Your task
Every entry below should be repeated exactly; the pictures should not.

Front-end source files
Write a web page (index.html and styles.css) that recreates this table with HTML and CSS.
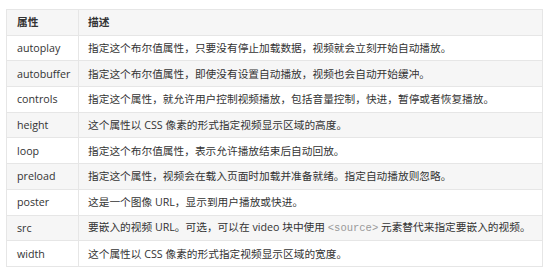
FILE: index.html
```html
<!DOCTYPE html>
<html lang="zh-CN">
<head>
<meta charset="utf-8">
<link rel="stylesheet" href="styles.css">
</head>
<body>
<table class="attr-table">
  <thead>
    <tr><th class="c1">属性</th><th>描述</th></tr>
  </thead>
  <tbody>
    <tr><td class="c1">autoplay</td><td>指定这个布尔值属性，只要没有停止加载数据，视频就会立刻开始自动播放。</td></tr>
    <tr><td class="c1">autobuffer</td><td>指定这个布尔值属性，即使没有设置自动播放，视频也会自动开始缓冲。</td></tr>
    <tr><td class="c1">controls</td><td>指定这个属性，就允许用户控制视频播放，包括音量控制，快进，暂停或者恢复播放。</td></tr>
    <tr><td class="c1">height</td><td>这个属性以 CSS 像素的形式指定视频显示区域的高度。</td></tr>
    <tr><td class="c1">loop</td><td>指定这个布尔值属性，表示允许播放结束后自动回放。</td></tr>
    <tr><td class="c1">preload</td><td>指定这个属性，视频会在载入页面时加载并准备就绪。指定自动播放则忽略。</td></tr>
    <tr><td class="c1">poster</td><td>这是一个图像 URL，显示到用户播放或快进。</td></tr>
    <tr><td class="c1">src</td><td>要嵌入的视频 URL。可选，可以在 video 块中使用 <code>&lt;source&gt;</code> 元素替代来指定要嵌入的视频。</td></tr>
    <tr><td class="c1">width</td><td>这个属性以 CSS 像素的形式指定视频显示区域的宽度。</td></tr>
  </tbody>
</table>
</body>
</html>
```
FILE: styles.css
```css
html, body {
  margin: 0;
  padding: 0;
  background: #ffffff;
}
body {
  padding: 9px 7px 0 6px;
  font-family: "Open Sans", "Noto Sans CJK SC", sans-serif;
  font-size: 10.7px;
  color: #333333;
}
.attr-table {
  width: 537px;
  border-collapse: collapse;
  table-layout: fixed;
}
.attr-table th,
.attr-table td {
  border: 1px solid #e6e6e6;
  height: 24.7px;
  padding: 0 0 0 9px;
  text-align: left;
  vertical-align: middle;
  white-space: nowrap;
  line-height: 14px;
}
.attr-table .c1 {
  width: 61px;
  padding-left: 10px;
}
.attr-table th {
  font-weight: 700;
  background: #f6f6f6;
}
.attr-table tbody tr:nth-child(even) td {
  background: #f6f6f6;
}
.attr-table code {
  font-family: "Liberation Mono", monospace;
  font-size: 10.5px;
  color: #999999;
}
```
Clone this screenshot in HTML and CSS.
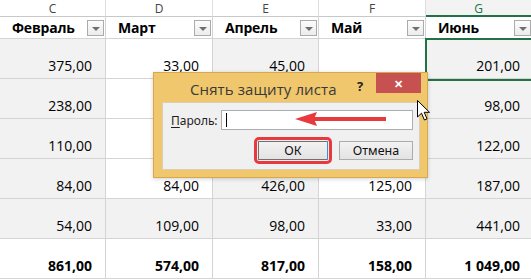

Exercise output
Write a web page (index.html and styles.css) that recreates this table with HTML and CSS.
FILE: index.html
```html
<!DOCTYPE html>
<html lang="zh-CN">
<head>
<meta charset="utf-8">
<link rel="stylesheet" href="styles.css">
</head>
<body>
<table class="attr-table">
  <thead>
    <tr><th class="c1">属性</th><th>描述</th></tr>
  </thead>
  <tbody>
    <tr><td class="c1">autoplay</td><td>指定这个布尔值属性，只要没有停止加载数据，视频就会立刻开始自动播放。</td></tr>
    <tr><td class="c1">autobuffer</td><td>指定这个布尔值属性，即使没有设置自动播放，视频也会自动开始缓冲。</td></tr>
    <tr><td class="c1">controls</td><td>指定这个属性，就允许用户控制视频播放，包括音量控制，快进，暂停或者恢复播放。</td></tr>
    <tr><td class="c1">height</td><td>这个属性以 CSS 像素的形式指定视频显示区域的高度。</td></tr>
    <tr><td class="c1">loop</td><td>指定这个布尔值属性，表示允许播放结束后自动回放。</td></tr>
    <tr><td class="c1">preload</td><td>指定这个属性，视频会在载入页面时加载并准备就绪。指定自动播放则忽略。</td></tr>
    <tr><td class="c1">poster</td><td>这是一个图像 URL，显示到用户播放或快进。</td></tr>
    <tr><td class="c1">src</td><td>要嵌入的视频 URL。可选，可以在 video 块中使用 <code>&lt;source&gt;</code> 元素替代来指定要嵌入的视频。</td></tr>
    <tr><td class="c1">width</td><td>这个属性以 CSS 像素的形式指定视频显示区域的宽度。</td></tr>
  </tbody>
</table>
</body>
</html>
```
FILE: styles.css
```css
html, body {
  margin: 0;
  padding: 0;
  background: #ffffff;
}
body {
  padding: 9px 7px 0 6px;
  font-family: "Open Sans", "Noto Sans CJK SC", sans-serif;
  font-size: 10.7px;
  color: #333333;
}
.attr-table {
  width: 537px;
  border-collapse: collapse;
  table-layout: fixed;
}
.attr-table th,
.attr-table td {
  border: 1px solid #e6e6e6;
  height: 24.7px;
  padding: 0 0 0 9px;
  text-align: left;
  vertical-align: middle;
  white-space: nowrap;
  line-height: 14px;
}
.attr-table .c1 {
  width: 61px;
  padding-left: 10px;
}
.attr-table th {
  font-weight: 700;
  background: #f6f6f6;
}
.attr-table tbody tr:nth-child(even) td {
  background: #f6f6f6;
}
.attr-table code {
  font-family: "Liberation Mono", monospace;
  font-size: 10.5px;
  color: #999999;
}
```
Clone this screenshot in HTML and CSS.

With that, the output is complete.